## Aim of the task
Copy out lines with the word "styles" from the material that follows.
[START OF Items]
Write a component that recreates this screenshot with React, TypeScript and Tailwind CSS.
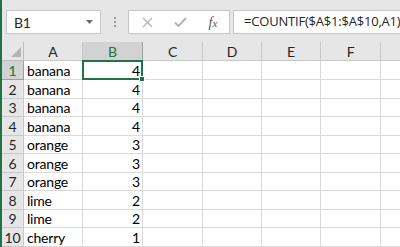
[END OF Items]
[START OF Items]
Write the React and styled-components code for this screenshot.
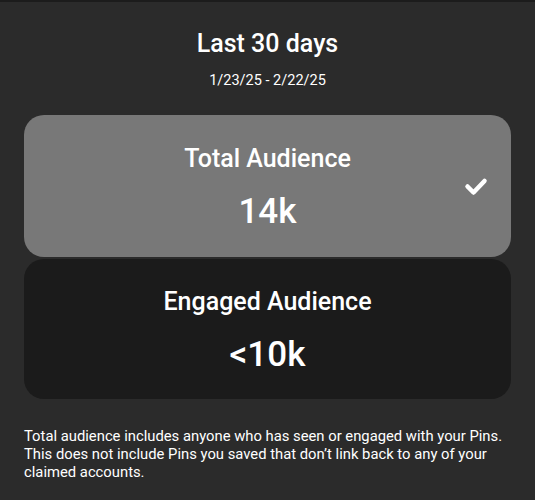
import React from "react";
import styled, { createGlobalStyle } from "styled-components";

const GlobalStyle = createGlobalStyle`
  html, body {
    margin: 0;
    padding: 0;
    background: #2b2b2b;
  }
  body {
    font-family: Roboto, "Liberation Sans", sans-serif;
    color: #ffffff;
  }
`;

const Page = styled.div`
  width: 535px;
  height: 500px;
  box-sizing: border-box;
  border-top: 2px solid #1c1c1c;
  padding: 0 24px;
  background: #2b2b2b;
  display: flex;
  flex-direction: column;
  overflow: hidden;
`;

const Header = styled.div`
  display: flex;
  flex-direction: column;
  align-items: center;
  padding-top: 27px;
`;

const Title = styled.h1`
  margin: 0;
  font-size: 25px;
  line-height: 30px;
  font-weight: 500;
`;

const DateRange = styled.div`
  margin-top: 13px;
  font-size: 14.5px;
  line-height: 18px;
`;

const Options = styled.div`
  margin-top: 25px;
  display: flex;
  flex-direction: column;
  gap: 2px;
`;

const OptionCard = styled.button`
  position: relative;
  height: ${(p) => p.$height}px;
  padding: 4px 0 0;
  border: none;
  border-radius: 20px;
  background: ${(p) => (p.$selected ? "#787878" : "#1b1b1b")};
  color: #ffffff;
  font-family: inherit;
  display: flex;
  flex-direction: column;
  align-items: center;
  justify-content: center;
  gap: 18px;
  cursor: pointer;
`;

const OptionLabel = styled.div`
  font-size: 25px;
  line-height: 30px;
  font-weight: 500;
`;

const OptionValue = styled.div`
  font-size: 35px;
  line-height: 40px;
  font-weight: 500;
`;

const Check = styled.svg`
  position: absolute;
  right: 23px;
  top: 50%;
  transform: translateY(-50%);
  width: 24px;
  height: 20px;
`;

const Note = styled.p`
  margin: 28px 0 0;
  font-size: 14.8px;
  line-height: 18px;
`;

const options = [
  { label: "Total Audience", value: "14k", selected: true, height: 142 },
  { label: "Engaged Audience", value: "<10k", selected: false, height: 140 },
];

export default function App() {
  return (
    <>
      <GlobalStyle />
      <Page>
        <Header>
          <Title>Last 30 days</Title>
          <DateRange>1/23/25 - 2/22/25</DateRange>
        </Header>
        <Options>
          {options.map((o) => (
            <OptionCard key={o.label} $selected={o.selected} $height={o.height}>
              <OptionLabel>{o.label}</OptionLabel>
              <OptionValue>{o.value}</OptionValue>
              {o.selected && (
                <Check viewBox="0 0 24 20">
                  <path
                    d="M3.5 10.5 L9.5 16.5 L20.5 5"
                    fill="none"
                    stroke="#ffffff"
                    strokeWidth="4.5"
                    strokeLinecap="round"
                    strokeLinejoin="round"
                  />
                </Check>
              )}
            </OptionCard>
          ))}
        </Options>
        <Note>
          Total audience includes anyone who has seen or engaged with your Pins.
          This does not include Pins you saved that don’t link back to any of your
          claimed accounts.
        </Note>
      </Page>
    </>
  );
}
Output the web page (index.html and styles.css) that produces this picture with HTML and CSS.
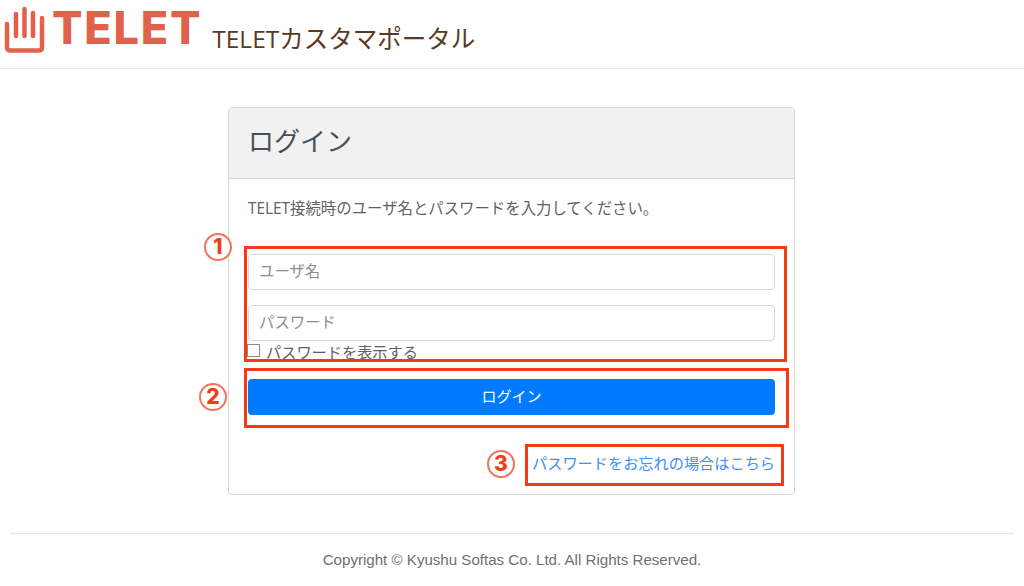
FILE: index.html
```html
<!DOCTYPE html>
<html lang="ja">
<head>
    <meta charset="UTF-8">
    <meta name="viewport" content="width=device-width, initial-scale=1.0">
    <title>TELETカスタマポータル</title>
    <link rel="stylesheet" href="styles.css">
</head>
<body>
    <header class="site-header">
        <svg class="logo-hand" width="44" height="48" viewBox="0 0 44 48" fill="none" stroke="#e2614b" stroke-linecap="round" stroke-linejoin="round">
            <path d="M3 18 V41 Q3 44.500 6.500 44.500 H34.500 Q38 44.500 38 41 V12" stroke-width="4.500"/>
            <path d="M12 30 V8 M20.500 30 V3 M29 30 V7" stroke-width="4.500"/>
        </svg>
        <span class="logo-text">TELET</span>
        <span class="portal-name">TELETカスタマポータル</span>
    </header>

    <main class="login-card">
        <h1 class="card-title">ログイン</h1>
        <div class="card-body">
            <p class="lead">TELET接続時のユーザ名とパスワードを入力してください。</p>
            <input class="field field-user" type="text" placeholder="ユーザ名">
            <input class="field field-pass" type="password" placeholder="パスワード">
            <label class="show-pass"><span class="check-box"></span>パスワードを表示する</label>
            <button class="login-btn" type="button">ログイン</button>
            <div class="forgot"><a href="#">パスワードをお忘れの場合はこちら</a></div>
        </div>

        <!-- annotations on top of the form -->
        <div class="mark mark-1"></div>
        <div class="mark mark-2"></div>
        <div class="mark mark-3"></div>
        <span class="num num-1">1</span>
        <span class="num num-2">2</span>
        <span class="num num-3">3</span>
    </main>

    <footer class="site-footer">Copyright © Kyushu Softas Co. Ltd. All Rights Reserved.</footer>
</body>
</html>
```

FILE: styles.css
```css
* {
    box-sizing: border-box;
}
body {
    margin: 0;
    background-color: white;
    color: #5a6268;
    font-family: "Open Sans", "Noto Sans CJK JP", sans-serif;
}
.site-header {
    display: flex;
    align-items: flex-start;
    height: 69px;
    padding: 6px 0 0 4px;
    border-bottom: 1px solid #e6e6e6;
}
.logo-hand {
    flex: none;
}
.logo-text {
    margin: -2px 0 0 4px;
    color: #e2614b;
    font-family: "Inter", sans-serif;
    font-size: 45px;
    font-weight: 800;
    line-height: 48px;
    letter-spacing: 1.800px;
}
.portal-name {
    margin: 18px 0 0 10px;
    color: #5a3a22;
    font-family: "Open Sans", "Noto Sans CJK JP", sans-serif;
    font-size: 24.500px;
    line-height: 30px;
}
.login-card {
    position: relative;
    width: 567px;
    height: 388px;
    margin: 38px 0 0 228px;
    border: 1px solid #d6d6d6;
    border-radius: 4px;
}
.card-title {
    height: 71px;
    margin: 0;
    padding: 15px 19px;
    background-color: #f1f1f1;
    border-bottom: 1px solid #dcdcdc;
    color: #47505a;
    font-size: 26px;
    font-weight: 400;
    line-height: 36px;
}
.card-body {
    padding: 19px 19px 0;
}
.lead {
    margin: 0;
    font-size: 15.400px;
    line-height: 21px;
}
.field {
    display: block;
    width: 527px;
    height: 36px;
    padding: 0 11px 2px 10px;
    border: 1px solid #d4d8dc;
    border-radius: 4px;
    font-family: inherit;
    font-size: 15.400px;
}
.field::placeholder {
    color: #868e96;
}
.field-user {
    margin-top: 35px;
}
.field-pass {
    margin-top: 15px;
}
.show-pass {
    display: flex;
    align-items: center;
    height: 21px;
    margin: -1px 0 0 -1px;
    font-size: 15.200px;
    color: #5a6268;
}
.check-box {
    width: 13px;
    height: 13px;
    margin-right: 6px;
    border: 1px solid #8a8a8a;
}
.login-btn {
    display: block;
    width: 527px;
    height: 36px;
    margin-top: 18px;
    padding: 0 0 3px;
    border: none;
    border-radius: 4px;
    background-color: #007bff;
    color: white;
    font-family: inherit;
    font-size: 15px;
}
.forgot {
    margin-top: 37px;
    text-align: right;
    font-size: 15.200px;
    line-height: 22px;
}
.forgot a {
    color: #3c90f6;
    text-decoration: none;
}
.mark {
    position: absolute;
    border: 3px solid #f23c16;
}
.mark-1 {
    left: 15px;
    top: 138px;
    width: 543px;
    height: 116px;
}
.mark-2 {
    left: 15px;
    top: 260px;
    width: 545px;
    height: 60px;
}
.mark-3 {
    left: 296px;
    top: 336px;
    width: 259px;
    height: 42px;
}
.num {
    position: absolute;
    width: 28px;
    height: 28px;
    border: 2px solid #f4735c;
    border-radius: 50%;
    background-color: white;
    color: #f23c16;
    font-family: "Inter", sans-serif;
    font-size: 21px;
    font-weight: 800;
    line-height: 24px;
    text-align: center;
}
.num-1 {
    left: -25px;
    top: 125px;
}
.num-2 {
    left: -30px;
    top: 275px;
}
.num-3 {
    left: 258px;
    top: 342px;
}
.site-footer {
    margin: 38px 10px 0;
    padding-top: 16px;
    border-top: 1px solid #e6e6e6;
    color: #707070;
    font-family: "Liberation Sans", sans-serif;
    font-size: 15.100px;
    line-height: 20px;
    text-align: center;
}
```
[END OF Items]
## Task response
Output the web page (index.html and styles.css) that produces this picture with HTML and CSS.
    <link rel="stylesheet" href="styles.css">
FILE: styles.css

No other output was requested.